Becoming a cardinal was so unreal that he never even dreamed about the possibility, let alone discuss it with others. After all, Laos is a small country with a small Catholic community. It was in a meeting with Pope Francis when the reason behind the appointment became clear to him. "The pope said 'the power of the church is in the small and in the weak church. Because they are really inside the church. They are always challenged to believe.' So when you are in a special situation, you have to be watchful and realistic. That makes you awake. And you know, Jesus Christ came to save the world. He accepted the sacrifice of his life. We have to follow Christ. That's not only theoretical or philosophical. You have to put that in your heart and body."

'60,000 Catholics' and growing

There are an estimated 45,000 Catholics in Laos, according to a 2007 US government report on international religious freedom. But Cardinal Ling believes the true number is closer to 50-60,000, as the Lao Catholic population has grown slowly but steadily. Some live in the main cities along the Mekong river. Others live in remote areas, often with no church nearby.

"In the mountainous area of Xiengkhouang, for example, the church has been destroyed. But there are still some faithful Catholic people over there," the cardinal says.

In the entire country, there are only four bishops and 20 priests. But the low number doesn't bother Cardinal Ling too much. "For me it's not the number of priests that count, but the quality. We have to do our best to make them qualified as a priest. And even with nothing we can still do something."

What's most important is that the Laotian Catholic community has strong unity, the cardinal points out repeatedly.

It's necessary in a country where the government is deeply suspicious about Christianity. Especially in the northern provinces where people have a hard time practicing their faith. The communist government, which has ruled Laos as a one-party state since 1975, sees the Catholic community as a threat to the country's stability.

Cardinal Ling believes this suspicion is unnecessary."We are as Laotian as all the people in Laos. That shouldn't be a problem. But sometimes we have to explain to them how we practice our faith. We have the freedom to practice it under the constitution. But do they understand exactly what that means?"

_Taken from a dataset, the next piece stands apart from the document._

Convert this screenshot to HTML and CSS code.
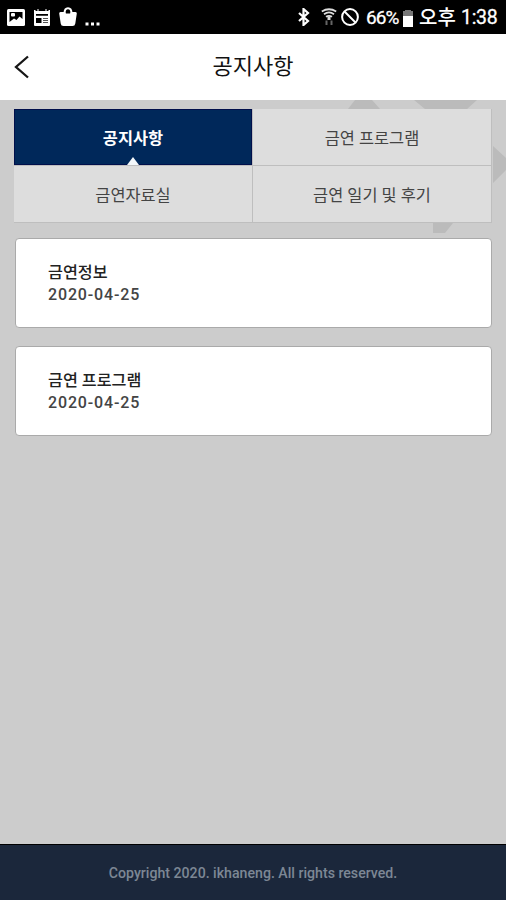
FILE: index.html
```html
<!DOCTYPE html>
<html lang="ko">
<head>
<meta charset="utf-8">
<title>공지사항</title>
<link rel="stylesheet" href="styles.css">
</head>
<body>
<div class="screen">
  <div class="status">
    <div class="status-left">
      <svg width="18" height="17" viewBox="0 0 18 17"><rect width="18" height="17" rx="1.500" fill="#fff"/><path d="M2.500 3h13v7l-3-2.500L9.500 11 7 9.500 2.500 13z" fill="#000"/><rect x="4" y="4" width="4" height="3.500" rx="1" fill="#fff"/></svg>
      <svg width="18" height="17" viewBox="0 0 18 17"><path d="M1 1h1.500v1h2V0h1v2h7V0h1v2h2V1H17v15q0 1-1 1H2q-1 0-1-1z" fill="#fff"/><path d="M3 5h12v1.700H3zM3 9h5.500v5H3z" fill="#000"/><path d="M10 9h5v1h-5zM10 11h5v1h-5zM10 13h5v1h-5z" fill="#555"/></svg>
      <svg class="bag" width="18" height="19" viewBox="0 0 18 19"><path d="M5.500 6.500Q5.500 1.200 9 1.200t3.500 5.300" fill="none" stroke="#fff" stroke-width="2"/><path d="M1.500 5H6l1 1.500h4L12 5h4.500q1.500 0 1.300 1.500l-1.500 10Q16 19 13.500 19h-9Q2 19 1.700 16.500l-1.500-10Q0 5 1.500 5z" fill="#fff"/></svg>
      <svg class="more" width="16" height="4" viewBox="0 0 16 4"><path d="M.5.500h3v3h-3zM6 .5h3v3H6zM11.500.500h3v3h-3z" fill="#fff"/></svg>
    </div>
    <div class="status-right">
      <svg width="14" height="18" viewBox="0 0 14 18" fill="none" stroke="#fff" stroke-width="2.200"><path d="M2 5l9 8-4.500 4V1L11 5l-9 8"/></svg>
      <svg class="wifi" width="16" height="18" viewBox="0 0 16 18" fill="none" stroke="#ddd" stroke-width="1.800"><path d="M.8 3.500Q8-1 15.200 3.500M3 6.200q5-3.500 10 0M5 8.800Q8 6.800 11 8.800"/><path d="M8 12V8.500" stroke-width="3"/><path d="M5.500 12.500V17M10.500 12.500V17" stroke="#666" stroke-width="2"/></svg>
      <svg class="block" width="18" height="18" viewBox="0 0 18 18" fill="none" stroke="#fff" stroke-width="2"><circle cx="9" cy="9" r="7.900"/><path d="M3.500 3.500l11 11"/></svg>
      <span class="percent">66%</span>
      <svg class="battery" width="10" height="17" viewBox="0 0 10 17"><path d="M2 0h6v1h2v5H0V1h2z" fill="#777"/><path d="M0 6h10v11H0z" fill="#fff"/></svg>
      <span class="meridiem">오후</span>
      <span class="clock">1:38</span>
    </div>
  </div>
  <header class="header">
    <svg width="16" height="24" viewBox="0 0 16 24" fill="none" stroke="#161616" stroke-width="2.300"><path d="M14 1.500L2 12l12 10.500"/></svg>
    <h1>공지사항</h1>
  </header>
  <main class="content">
    <svg class="pattern" width="186" height="140" viewBox="0 0 186 140" fill="#bbb"><path d="M28 9L35 0h17l8 9zM94 0h63l-10 9h-42zM173 46l13 12v12l-13 13zM113 123h20l-8 10h-12z"/></svg>
    <nav class="tabs">
      <a class="tab active">공지사항</a>
      <a class="tab">금연 프로그램</a>
      <a class="tab">금연자료실</a>
      <a class="tab">금연 일기 및 후기</a>
    </nav>
    <article class="card"><h2>금연정보</h2><time>2020-04-25</time></article>
    <article class="card"><h2>금연 프로그램</h2><time>2020-04-25</time></article>
  </main>
  <footer class="footer">Copyright 2020. ikhaneng. All rights reserved.</footer>
</div>
</body>
</html>
```

FILE: styles.css
```css
* { box-sizing: border-box; }
body { margin: 0; font-family: Roboto, "Noto Sans CJK KR", sans-serif; }
svg { display: block; flex: none; }
.screen { display: flex; flex-direction: column; height: 900px; background: #ccc; overflow: hidden; }
.status { flex: none; height: 34px; padding: 0 8px 0 7px; display: flex; justify-content: space-between; align-items: center; background: #000; color: #fff; }
.status-left, .status-right { display: flex; align-items: center; height: 34px; }
.status-left { gap: 8px; }
.more { margin-top: 13px; }
.bag { margin-top: -1px; }
.status-right { line-height: 34px; white-space: nowrap; }
.status-right span { padding-top: 2px; }
.wifi { margin-left: 10px; }
.block { margin-left: 4px; }
.percent { width: 34px; margin-left: 7px; font-size: 19px; letter-spacing: -.9px; -webkit-text-stroke: .3px #fff; }
.battery { margin-left: 3px; margin-top: 2px; }
.meridiem { width: 37px; margin-left: 6px; font-size: 20px; font-weight: 500; }
.clock { width: 37px; margin-left: 5px; font-size: 19.500px; letter-spacing: -.3px; -webkit-text-stroke: .3px #fff; }
.header { flex: none; height: 66px; display: grid; grid-template-columns: 40px 1fr 40px; align-items: center; background: #fff; }
.header svg { margin-left: 14px; }
.header h1 { margin: 0; font-size: 22px; line-height: 30px; font-weight: 400; text-align: center; color: #111; }
.content { flex: 1; position: relative; padding: 9px 14px 0; }
.pattern { position: absolute; top: 0; right: 0; }
.tabs { position: relative; display: grid; grid-template-columns: 238px 238px; grid-template-rows: 56px 56px; gap: 1px; height: 114px; padding-bottom: 1px; background: #bebebe; }
.tab { position: relative; display: flex; align-items: center; justify-content: center; background: #ddd; color: #444; font-size: 16.400px; }
.active { background: #00285a; border: 1px solid #000f4b; color: #fff; font-weight: 700; }
.active::after { content: ""; position: absolute; bottom: -1px; left: 50%; margin-left: -6px; border: 6px solid transparent; border-top: 0; border-bottom: 8px solid #f3f7fa; }
.card { height: 90px; margin: 15px 0 18px 1px; padding: 22px 32px; background: #fff; border: 1px solid #aaa; border-radius: 4px; }
.card h2 { margin: 0; font-size: 16.200px; line-height: 23px; font-weight: 500; color: #222; }
.card time { display: block; font-size: 16px; line-height: 22px; font-weight: 500; letter-spacing: .85px; color: #444; }
.card + .card { margin-top: 18px; }
.footer { flex: none; height: 56px; border-top: 1px solid #000; background: #1b273b; color: #7d8795; font-size: 14.150px; line-height: 56px; font-weight: 500; text-align: center; white-space: nowrap; }
```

For Cardinal Ling the lack of understanding on the government side resulted in spending three years in prison. But the cardinal believes it wasn't him behind bars but Jesus Christ. "The time I stayed in jail, it wasn't me, it was him, Jesus Christ. So I was free. Because you can't stop the freedom inside yourself."

Reaching out to different faiths

Shortly after becoming a cardinal, he approached local authorities for a talk. He invited them to join an upcoming celebration in the church. Such meetings are necessary to create mutual understanding, Cardinal Ling says.

"To understand and to be understood, we have to be in close contact and really need to have a dialogue. Whether you are Catholic or not, we are all Laotian. And all of us are children of God. We don't have to make trouble for each other. Our function here is to be a peacemaker."

The cardinal sees it as his task to unite different faiths and beliefs.

"I really would like us, the church, and the other religions, to understand each other", he says of the predominantly Buddhist country. "Because that brings unity to the country. United we can build a powerful force, we can help each other to build the country."

"I only say, be sincere to yourself. You believe what you believe. But please be sincere, and try to do the best thing. Because the name of God,  it can be Allah, it can be Manitou, it can be Buddha. Those are the names we gave him. But lord God the creator is higher than that."

The Buddhists may be the large majority in this small Asian country of 6.7 million people, but in the eyes of Cardinal Ling they are no different to Catholics. "I think we are similar. We are all equal."